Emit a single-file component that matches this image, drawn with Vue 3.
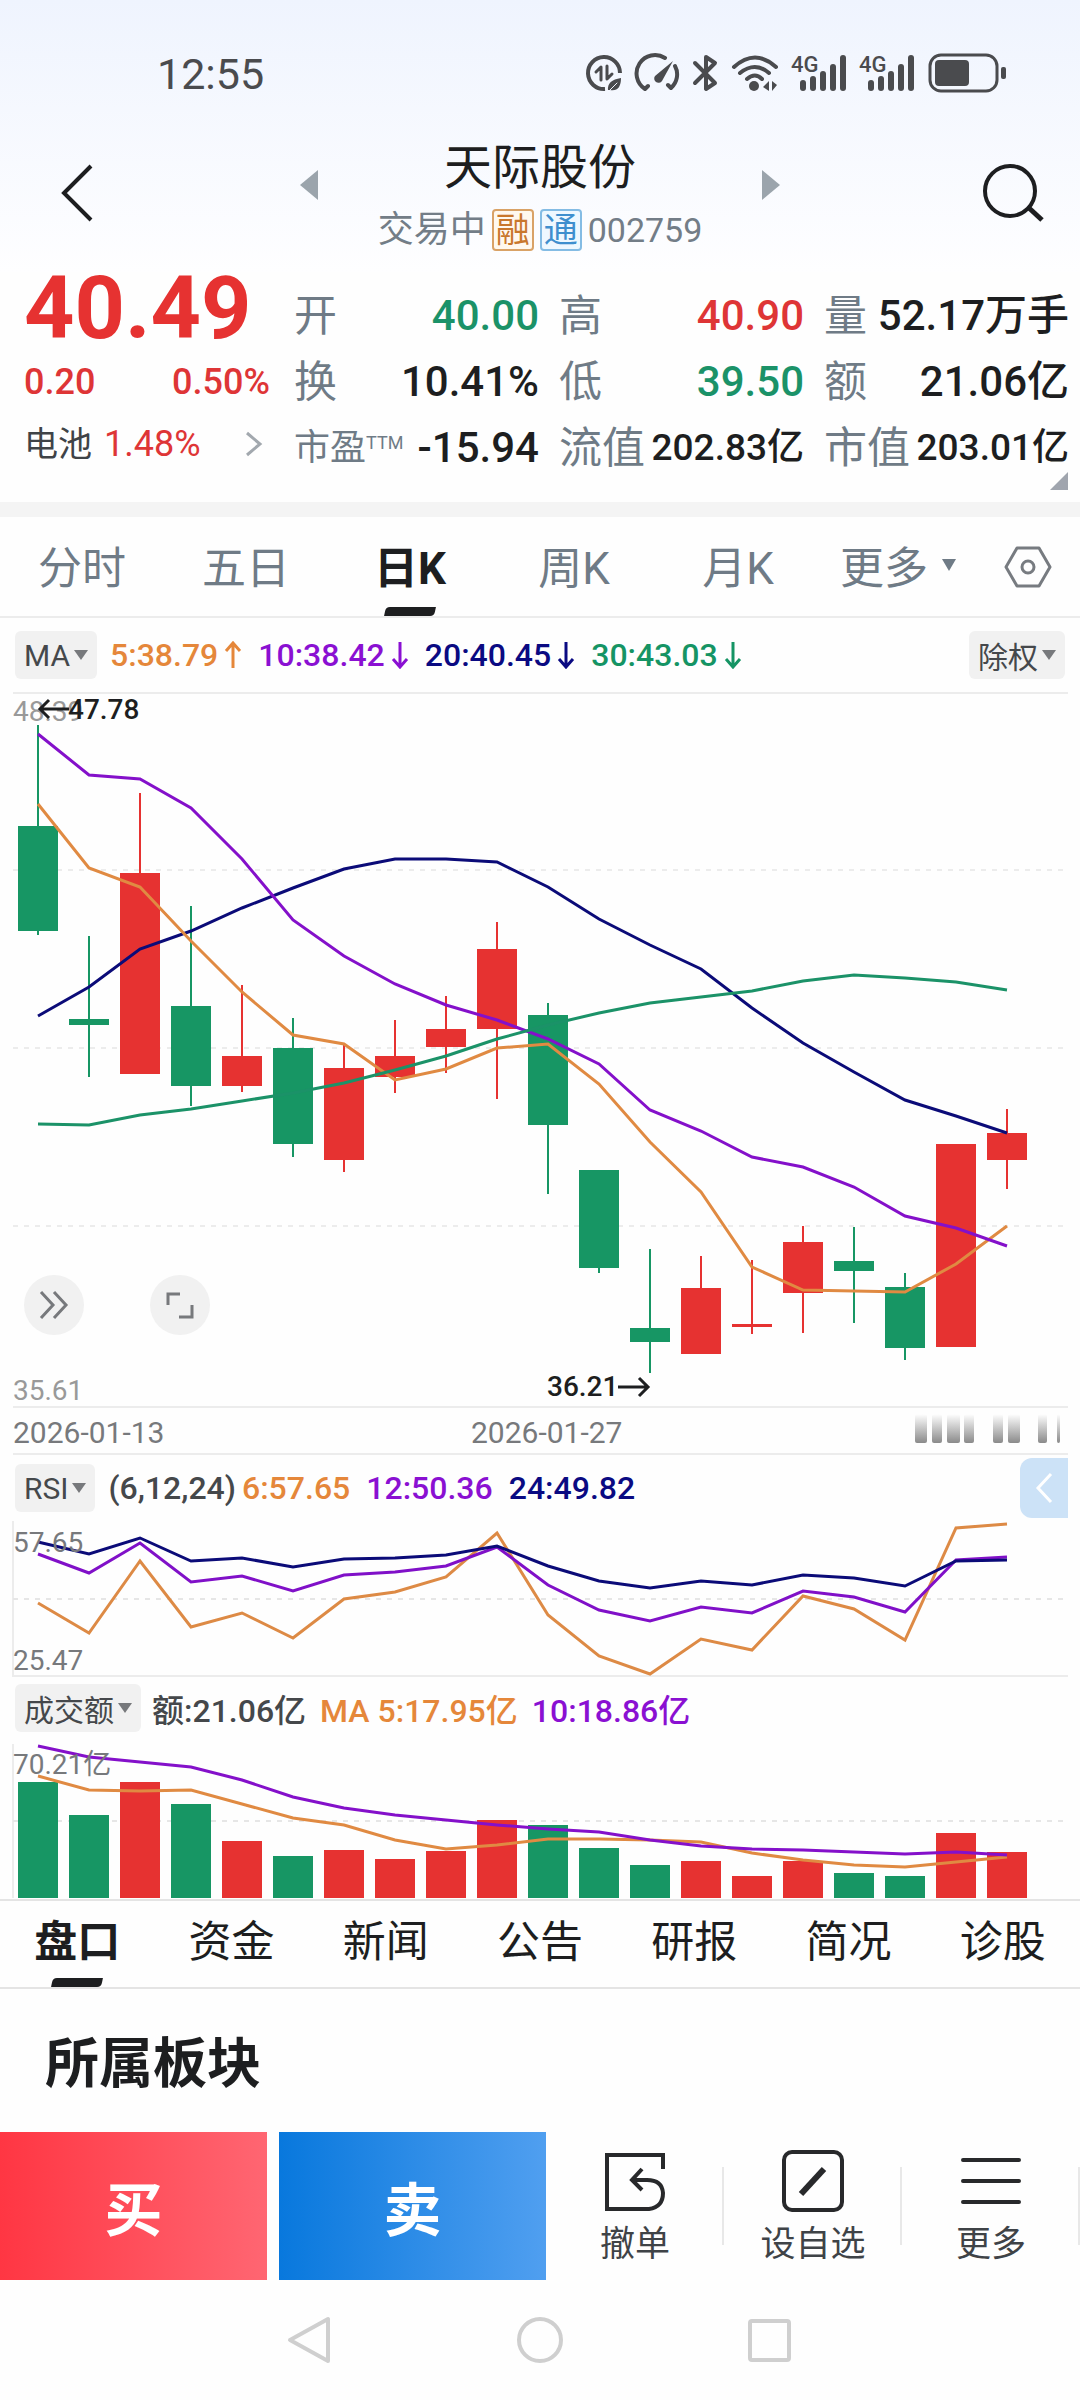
<script setup>
const GREEN = '#179664'
const RED = '#e63231'

const x = (i) => 38 + i * 51
const line = (ys) => ys.map((y, i) => `${x(i)},${y}`).join(' ')

const metrics = [
  { label: '开', value: '40.00', tone: 'down' },
  { label: '高', value: '40.90', tone: 'up' },
  { label: '量', value: '52.17万手' },
  { label: '换', value: '10.41%' },
  { label: '低', value: '39.50', tone: 'down' },
  { label: '额', value: '21.06亿' },
  { label: '市盈', note: 'TTM', value: '-15.94', small: true },
  { label: '流值', value: '202.83亿', long: true },
  { label: '市值', value: '203.01亿', long: true },
]

const periods = ['分时', '五日', '日K', '周K', '月K']
const sections = ['盘口', '资金', '新闻', '公告', '研报', '简况', '诊股']

const averages = [
  { text: '5:38.79', color: '#e5873a', up: true },
  { text: '10:38.42', color: '#8a10d2' },
  { text: '20:40.45', color: '#0a0a82' },
  { text: '30:43.03', color: '#159464' },
]

// up/down flag, high, body top, body bottom, low
const candles = [
  ['g', 725, 826, 931, 935], ['g', 936, 1019, 1025, 1077], ['r', 793, 873, 1074, 1074],
  ['g', 906, 1006, 1086, 1106], ['r', 985, 1056, 1086, 1092], ['g', 1018, 1048, 1144, 1157],
  ['r', 1044, 1068, 1160, 1172], ['r', 1020, 1056, 1077, 1093], ['r', 996, 1029, 1047, 1073],
  ['r', 922, 949, 1029, 1099], ['g', 1003, 1015, 1125, 1194], ['g', 1170, 1170, 1268, 1273],
  ['g', 1249, 1328, 1342, 1373], ['r', 1256, 1288, 1354, 1354], ['r', 1260, 1324, 1327, 1334],
  ['r', 1226, 1242, 1293, 1333], ['g', 1227, 1261, 1271, 1323], ['g', 1273, 1287, 1348, 1360],
  ['r', 1144, 1144, 1347, 1347], ['r', 1109, 1133, 1160, 1189],
].map(([k, high, top, bottom, low], i) => ({
  color: k === 'g' ? GREEN : RED, x: x(i), high, top, bottom, low,
}))

const volumeTops = [1782, 1815, 1782, 1804, 1841, 1856, 1850, 1859, 1851, 1820, 1825, 1848, 1865, 1861, 1876, 1861, 1873, 1876, 1833, 1852]
const volumes = volumeTops.map((top, i) => ({ x: x(i), top, color: candles[i].color }))

const priceLines = [
  { color: '#0b0b78', ys: [1016, 987, 949, 931, 908, 888, 869, 859, 859, 862, 887, 919, 945, 969, 1008, 1043, 1072, 1100, 1116, 1133] },
  { color: '#e08a42', ys: [804, 868, 887, 941, 992, 1035, 1044, 1080, 1069, 1048, 1044, 1084, 1142, 1192, 1267, 1290, 1291, 1292, 1264, 1226] },
  { color: '#8410ca', ys: [734, 775, 779, 808, 859, 920, 956, 984, 1005, 1020, 1039, 1064, 1110, 1131, 1157, 1167, 1187, 1216, 1228, 1246] },
  { color: '#1b9268', ys: [1124, 1125, 1115, 1109, 1101, 1093, 1083, 1070, 1056, 1039, 1025, 1013, 1003, 997, 991, 981, 975, 978, 982, 990] },
]
const rsiLines = [
  { color: '#dd8a45', ys: [1603, 1633, 1561, 1627, 1613, 1638, 1599, 1592, 1577, 1533, 1615, 1656, 1674, 1639, 1650, 1596, 1609, 1640, 1528, 1524] },
  { color: '#8010c8', ys: [1554, 1573, 1543, 1582, 1576, 1591, 1575, 1572, 1566, 1547, 1585, 1610, 1621, 1607, 1613, 1591, 1597, 1612, 1560, 1557] },
  { color: '#0b0b78', ys: [1542, 1554, 1538, 1561, 1558, 1567, 1559, 1558, 1555, 1546, 1566, 1581, 1588, 1581, 1585, 1575, 1578, 1586, 1561, 1560] },
]
const volumeLines = [
  { color: '#e08a42', ys: [1776, 1790, 1791, 1790, 1804, 1818, 1825, 1840, 1849, 1845, 1839, 1839, 1840, 1842, 1853, 1860, 1865, 1867, 1862, 1857] },
  { color: '#8410ca', ys: [1746, 1757, 1762, 1767, 1780, 1797, 1808, 1815, 1820, 1825, 1829, 1832, 1840, 1846, 1849, 1850, 1852, 1854, 1852, 1855] },
]
const fading = [[915, 12], [932, 10], [947, 13], [964, 10], [993, 10], [1008, 12], [1038, 9], [1057, 3]]
const signalBars = [[215, 28], [225, 24], [235, 19], [245, 12], [255, 3]]
</script>

<template>
  <div class="app">
    <div class="top">
      <div class="status">
        <span>12:55</span>
        <svg class="status-icons" viewBox="0 0 424 44" width="424" height="44" fill="none" stroke="#4a4b4e" stroke-width="4" stroke-linecap="round" stroke-linejoin="round" aria-hidden="true">
          <path d="M20 37A16 16 0 1 1 35 21" stroke-linecap="butt" />
          <path d="M11 20L16 15V28M22 14V27L27 22" stroke-width="3" />
          <path d="M23 38Q22 28 36 26Q36 40 25 38Z" fill="#4a4b4e" stroke="none" />
          <path d="M24 39L32 31" stroke="#f4f8ff" stroke-width="1" />
          <path d="M60 37A18 18 0 0 1 80 6M90 14A18 18 0 0 1 86 36M60 37L63 34M86 36L83 33" />
          <path d="M88 9L77 29A4 4 0 1 1 70 24Z" fill="#4a4b4e" stroke="none" />
          <path d="M110 11L130 31L121 37V5L130 11L110 31" />
          <path d="M149 15Q170 -4 191 15M155 21Q170 9 184 21M162 27Q170 20 177 27" />
          <circle cx="169" cy="34" r="5" fill="#4a4b4e" stroke="none" />
          <path d="M178 35L184 29V39M187 29V39L192 33" stroke="none" fill="#4a4b4e" />
          <g v-for="dx in [0, 68]" :key="dx" :transform="`translate(${dx} 0)`" fill="#4a4b4e" stroke="none">
            <text x="206" y="20" font-size="22" font-weight="500">4G</text>
            <rect v-for="[bx, by] in signalBars" :key="bx" :x="bx" :y="by" width="6" :height="39 - by" rx="3" />
          </g>
          <rect x="345" y="3" width="67" height="36" rx="11" stroke-width="3" />
          <rect x="350" y="8" width="34" height="26" rx="4" fill="#4a4b4e" stroke="none" />
          <rect x="416" y="15" width="5" height="12" rx="2" fill="#4a4b4e" stroke="none" />
        </svg>
      </div>

      <header class="header">
        <button class="back" aria-label="返回">
          <svg width="34" height="60" viewBox="0 0 34 60" fill="none" stroke="#1d1e20" stroke-width="4"><path d="M31 3L4 30L31 57" /></svg>
        </button>
        <div class="stock">
          <button class="step" aria-label="上一只"><svg width="18" height="30"><path d="M18 0V30L0 15Z" fill="#9ba4ac" /></svg></button>
          <div class="stock-name">
            <h1>天际股份</h1>
            <p>交易中<i class="tag margin">融</i><i class="tag connect">通</i><span>002759</span></p>
          </div>
          <button class="step" aria-label="下一只"><svg width="18" height="30"><path d="M0 0V30L18 15Z" fill="#9ba4ac" /></svg></button>
        </div>
        <button class="search" aria-label="搜索">
          <svg width="64" height="62" viewBox="0 0 64 62" fill="none" stroke="#1d1e20" stroke-width="4"><circle cx="29" cy="29" r="25" /><path d="M48 46L61 58" stroke-width="5" /></svg>
        </button>
      </header>
    </div>

    <section class="quote">
      <div class="price">
        <strong>40.49</strong>
        <div class="change"><span>0.20</span><span>0.50%</span></div>
        <a class="sector" href="#sector"><span class="sector-name">电池</span><span>1.48%</span>
          <svg width="18" height="26" fill="none" stroke="#a2a8ae" stroke-width="3"><path d="M2 2L15 13L2 24" /></svg></a>
      </div>
      <dl class="metrics">
        <div v-for="m in metrics" :key="m.label">
          <dt :class="{ small: m.small }">{{ m.label }}<sup v-if="m.note">{{ m.note }}</sup></dt>
          <dd :class="[m.tone, { long: m.long }]">{{ m.value }}</dd>
        </div>
      </dl>
      <svg class="corner" width="18" height="18" aria-hidden="true"><path d="M18 0V18H0Z" fill="#a0a5ae" /></svg>
    </section>

    <nav class="periods">
      <button v-for="p in periods" :key="p" :class="{ active: p === '日K' }">{{ p }}</button>
      <button class="more">更多<svg width="14" height="12"><path d="M0 0H14L7 12Z" fill="#6f7b86" /></svg></button>
      <button class="gear" aria-label="设置">
        <svg width="48" height="44" viewBox="0 0 48 44" fill="none" stroke="#777b80" stroke-width="3"><path d="M13 3H35L46 22L35 41H13L2 22Z" stroke-linejoin="round" /><circle cx="24" cy="22" r="6" /></svg>
      </button>
    </nav>

    <div class="legend tall">
      <button class="pick">MA<svg width="14" height="10"><path d="M0 0H14L7 10Z" fill="#77797c" /></svg></button>
      <span v-for="a in averages" :key="a.text" class="average" :style="{ color: a.color }">{{ a.text }}<svg width="18" height="28" fill="none" stroke="currentColor" stroke-width="3"><path :d="a.up ? 'M9 27V2M2 10L9 2L16 10' : 'M9 1V26M2 18L9 26L16 18'" /></svg></span>
      <button class="pick end">除权<svg width="14" height="10"><path d="M0 0H14L7 10Z" fill="#77797c" /></svg></button>
    </div>

    <div class="chart">
      <svg viewBox="0 692 1080 763" role="img" aria-label="日K线">
        <defs>
          <linearGradient id="fade" x1="0" y1="0" x2="0" y2="1">
            <stop offset="0" stop-color="#fff" /><stop offset="1" stop-color="#8a8a8a" />
          </linearGradient>
        </defs>
        <g stroke="#ececec" stroke-width="2">
          <path d="M13 693H1068M13 1407H1068M13 1454H1068" />
          <path d="M13 870H1068M13 1048H1068M13 1226H1068" stroke-dasharray="5 6" />
        </g>
        <text x="13" y="721" class="axis light">48.39</text>
        <text x="13" y="1400" class="axis light">35.61</text>
        <g v-for="c in candles" :key="c.x" :fill="c.color">
          <rect :x="c.x - 1" :y="c.high" width="2" :height="c.low - c.high" />
          <rect :x="c.x - 20" :y="c.top" width="40" :height="c.bottom - c.top" />
        </g>
        <polyline v-for="l in priceLines" :key="l.color" :points="line(l.ys)" fill="none" :stroke="l.color" stroke-width="3" />
        <path d="M69 709H40M49 700L40 709L49 718M618 1387H648M639 1378L648 1387L639 1396" fill="none" stroke="#1d1e20" stroke-width="3" />
        <text x="68" y="719" class="axis mark">47.78</text>
        <text x="547" y="1396" class="axis mark">36.21</text>
        <text x="13" y="1443" class="axis date">2026-01-13</text>
        <text x="471" y="1443" class="axis date">2026-01-27</text>
        <rect v-for="[fx, fw] in fading" :key="fx" :x="fx" y="1414" :width="fw" height="29" rx="2" fill="url(#fade)" />
      </svg>
      <div class="tools">
        <button aria-label="展开"><svg width="32" height="32" fill="none" stroke="#77797c" stroke-width="3"><path d="M3 3L15 16L3 29M16 3L28 16L16 29" /></svg></button>
        <button aria-label="全屏"><svg width="32" height="32" fill="none" stroke="#77797c" stroke-width="3"><path d="M4 16V5H16M28 16V28H15" /></svg></button>
      </div>
    </div>

    <div class="legend rsi">
      <button class="pick">RSI<svg width="14" height="10"><path d="M0 0H14L7 10Z" fill="#77797c" /></svg></button>
      <span class="params">(6,12,24)<span class="orange">6:57.65</span></span>
      <span class="purple">12:50.36</span>
      <span class="navy">24:49.82</span>
      <button class="drawer" aria-label="展开侧栏"><svg width="18" height="32" fill="none" stroke="#fff" stroke-width="3"><path d="M16 2L3 16L16 30" /></svg></button>
    </div>
    <div class="chart">
      <svg viewBox="0 1515 1080 162" role="img" aria-label="RSI">
        <path d="M13 1521V1676H1068" fill="none" stroke="#ececec" stroke-width="2" />
        <path d="M13 1599H1068" stroke="#e6e6e6" stroke-width="2" stroke-dasharray="5 6" />
        <polyline v-for="l in rsiLines" :key="l.color" :points="line(l.ys)" fill="none" :stroke="l.color" stroke-width="3" />
        <text x="13" y="1552" class="axis">57.65</text>
        <text x="13" y="1670" class="axis">25.47</text>
      </svg>
    </div>

    <div class="legend volume">
      <button class="pick">成交额<svg width="14" height="10"><path d="M0 0H14L7 10Z" fill="#77797c" /></svg></button>
      <span class="total">额:21.06亿</span>
      <span class="orange">MA 5:17.95亿</span>
      <span class="purple">10:18.86亿</span>
    </div>
    <div class="chart">
      <svg viewBox="0 1741 1080 158" role="img" aria-label="成交额">
        <path d="M13 1744V1898" stroke="#ececec" stroke-width="2" />
        <path d="M13 1821H1068" stroke="#e6e6e6" stroke-width="2" stroke-dasharray="5 6" />
        <rect v-for="v in volumes" :key="v.x" :x="v.x - 20" :y="v.top" width="40" :height="1898 - v.top" :fill="v.color" />
        <polyline v-for="l in volumeLines" :key="l.color" :points="line(l.ys)" fill="none" :stroke="l.color" stroke-width="3" />
        <text x="13" y="1774" class="axis">70.21亿</text>
      </svg>
    </div>

    <nav class="sections">
      <button v-for="s in sections" :key="s" :class="{ active: s === '盘口' }">{{ s }}</button>
    </nav>
    <h2 class="board">所属板块</h2>

    <div class="trade">
      <button class="buy">买</button>
      <button class="sell">卖</button>
      <div class="actions">
        <button>
          <svg width="64" height="64" fill="none" stroke="#28292b" stroke-width="4"><path d="M60 20V6H4V60H46Q60 58 60 44Q59 31 44 31H29M39 20L29 31L39 41" /></svg>
          撤单
        </button>
        <button>
          <svg width="64" height="64" fill="none" stroke="#28292b" stroke-width="4"><rect x="3" y="3" width="58" height="58" rx="8" /><path d="M20 45L43 20" stroke-width="6" /></svg>
          设自选
        </button>
        <button>
          <svg width="64" height="64" fill="none" stroke="#28292b" stroke-width="4" stroke-linecap="round"><path d="M4 11H60M4 32H60M4 53H60" /></svg>
          更多
        </button>
      </div>
    </div>

    <nav class="system">
      <button aria-label="后退"><svg width="48" height="48" fill="none" stroke="#cfcfcf" stroke-width="4" stroke-linejoin="round"><path d="M42 3V45L4 24Z" /></svg></button>
      <button aria-label="主页"><svg width="48" height="48" fill="none" stroke="#cfcfcf" stroke-width="4"><circle cx="24" cy="24" r="21" /></svg></button>
      <button aria-label="任务"><svg width="48" height="48" fill="none" stroke="#cfcfcf" stroke-width="4"><rect x="4" y="5" width="39" height="39" rx="2" /></svg></button>
    </nav>
  </div>
</template>

<style>
body { margin: 0; background: #fff; }
</style>

<style scoped>
.app { font-family: Roboto, "Noto Sans CJK SC", sans-serif; color: #1d1e20; background: #fefefe; }
button { border: 0; padding: 0; margin: 0; background: none; font: inherit; color: inherit; display: flex; align-items: center; justify-content: center; white-space: nowrap; }
svg { flex: none; display: block; }
h1, h2, p, dl, dd { margin: 0; }
.orange { color: #e5873a; }
.purple { color: #8a10d2; }
.navy { color: #0a0a82; }

.top { background: linear-gradient(#eff4fe, #fefeff); }
.status { display: flex; justify-content: space-between; align-items: center; height: 56px; padding: 46px 71px 0 157px; font-size: 43px; color: #4a4b4e; }

.header { display: grid; grid-template-columns: 140px 1fr 140px; align-items: center; padding: 37px 0 21px; }
.back { margin-left: 60px; padding-bottom: 4px; justify-self: start; }
.search { margin-right: 35px; padding-bottom: 4px; justify-self: end; }
.stock { display: flex; justify-content: center; align-items: center; }
.step { padding-bottom: 20px; }
.stock-name { width: 444px; text-align: center; }
h1 { font-size: 48px; line-height: 58px; font-weight: 400; }
p { display: flex; justify-content: center; align-items: center; margin-top: 12px; height: 42px; font-size: 36px; line-height: 42px; color: #737d87; }
.tag { font-style: normal; font-size: 34px; line-height: 38px; width: 38px; text-align: center; border: 2px solid; border-radius: 4px; margin-left: 6px; }
.tag.margin { color: #c9772c; background: #fff8ee; border-color: #d9a266; }
.tag.connect { color: #3e8fce; background: #eef8ff; border-color: #84bce4; }
p span { margin-left: 6px; font-size: 34px; }

.quote { position: relative; display: flex; gap: 24px; padding: 0 11px 21px 24px; border-bottom: 15px solid #f4f4f4; }
.price { width: 246px; color: #de3536; font-size: 36px; font-weight: 500; }
.price strong { display: block; font-size: 88px; line-height: 72px; font-weight: 700; color: #e63231; }
.change { display: flex; justify-content: space-between; line-height: 66px; margin-top: 5px; }
.sector { display: flex; align-items: center; line-height: 58px; font-weight: 400; color: inherit; text-decoration: none; gap: 12px; }
.sector svg { margin-left: auto; margin-right: 7px; }
.sector-name { font-size: 34px; color: #3f4347; }
.metrics { flex: 1; display: grid; grid-template-columns: repeat(3, 1fr); column-gap: 20px; padding-top: 11px; }
.metrics div { display: flex; justify-content: space-between; line-height: 66px; white-space: nowrap; }
dt { font-size: 43px; color: #6f7b86; display: flex; }
dt.small { font-size: 36px; }
sup { font-size: 18px; line-height: 56px; }
dd { font-size: 42px; font-weight: 500; }
dd.long { font-size: 37px; }
.up { color: #de3536; }
.down { color: #1b9268; }
.corner { position: absolute; right: 12px; bottom: 12px; }

.periods { display: flex; height: 99px; border-bottom: 2px solid #ececec; font-size: 44px; color: #6f7b86; }
.periods button, .sections button { position: relative; flex: 164; min-width: 0; padding-bottom: 4px; }
.periods .more { flex: 156; gap: 14px; }
.periods .gear { flex: 104; padding-bottom: 0; }
.active { color: #1d1e20; font-weight: 700; }
.active::after { content: ""; position: absolute; bottom: 0; left: 50%; width: 50px; height: 9px; margin-left: -25px; background: #1d1e20; border-radius: 4px 0 4px 0; transform: skewX(-12deg); }

.legend { position: relative; display: flex; align-items: center; box-sizing: border-box; font-size: 32px; font-weight: 500; padding-left: 15px; white-space: nowrap; gap: 16px; }
.legend.tall { height: 74px; }
.legend.rsi { height: 60px; padding-top: 6px; }
.legend.volume { height: 64px; padding-bottom: 2px; gap: 14px; }
.pick { height: 48px; padding: 0 9px; gap: 4px; border-radius: 6px; background: #f1f1f1; color: #45484b; font-size: 30px; font-weight: 400; margin-right: -3px; }
.pick.end { margin-left: auto; margin-right: 15px; }
.average { display: flex; align-items: center; gap: 6px; }
.params { color: #45484b; display: flex; gap: 6px; }
.total { color: #45484b; }
.drawer { position: absolute; right: 12px; top: 3px; width: 48px; height: 60px; background: #cce2f7; border-radius: 12px 0 0 12px; z-index: 1; }

.chart { position: relative; }
.chart > svg { width: 100%; height: auto; }
.axis { font-size: 28px; fill: #77797c; }
.axis.light { fill: #999; }
.axis.mark { fill: #1d1e20; font-weight: 500; }
.axis.date { font-size: 30px; }
.tools { position: absolute; left: 24px; bottom: 120px; display: flex; gap: 66px; }
.tools button { width: 60px; height: 60px; border-radius: 50%; background: #f1f1f1; }

.sections { display: flex; height: 86px; border-top: 2px solid #e4e4e4; border-bottom: 2px solid #e4e4e4; font-size: 43px; }
.sections button { padding-bottom: 12px; }
.board { font-size: 54px; line-height: 62px; font-weight: 700; padding: 45px 0 36px 45px; }

.trade { display: flex; height: 148px; }
.buy, .sell { flex: 267; color: #fff; font-size: 58px; font-weight: 700; }
.buy { background: linear-gradient(90deg, #ff3643, #ff6672); margin-right: 12px; }
.sell { background: linear-gradient(90deg, #0878dd, #509ff0); }
.actions { flex: 534; display: flex; align-items: center; }
.actions button { flex: 1; flex-direction: column; gap: 10px; height: 148px; padding-top: 4px; font-size: 35px; line-height: 44px; color: #3f4347; background: linear-gradient(#e8e8e8, #e8e8e8) right center / 2px 78px no-repeat; }
.system { display: flex; justify-content: center; gap: 182px; height: 120px; }
</style>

☆ ☆ ☆ ☆ ☆ ☆ ☆

Please quote the lines of the material, beginning with the first and ending with the one that contains "const sections = ['盘口', '资金', '新闻', '公告', '研报', '简况', '诊股']", exactly as written and without any pictures.

**EXERCISE RESULT:**
Emit a single-file component that matches this image, drawn with Vue 3.
<script setup>
const GREEN = '#179664'
const RED = '#e63231'

const x = (i) => 38 + i * 51
const line = (ys) => ys.map((y, i) => `${x(i)},${y}`).join(' ')

const metrics = [
  { label: '开', value: '40.00', tone: 'down' },
  { label: '高', value: '40.90', tone: 'up' },
  { label: '量', value: '52.17万手' },
  { label: '换', value: '10.41%' },
  { label: '低', value: '39.50', tone: 'down' },
  { label: '额', value: '21.06亿' },
  { label: '市盈', note: 'TTM', value: '-15.94', small: true },
  { label: '流值', value: '202.83亿', long: true },
  { label: '市值', value: '203.01亿', long: true },
]

const periods = ['分时', '五日', '日K', '周K', '月K']
const sections = ['盘口', '资金', '新闻', '公告', '研报', '简况', '诊股']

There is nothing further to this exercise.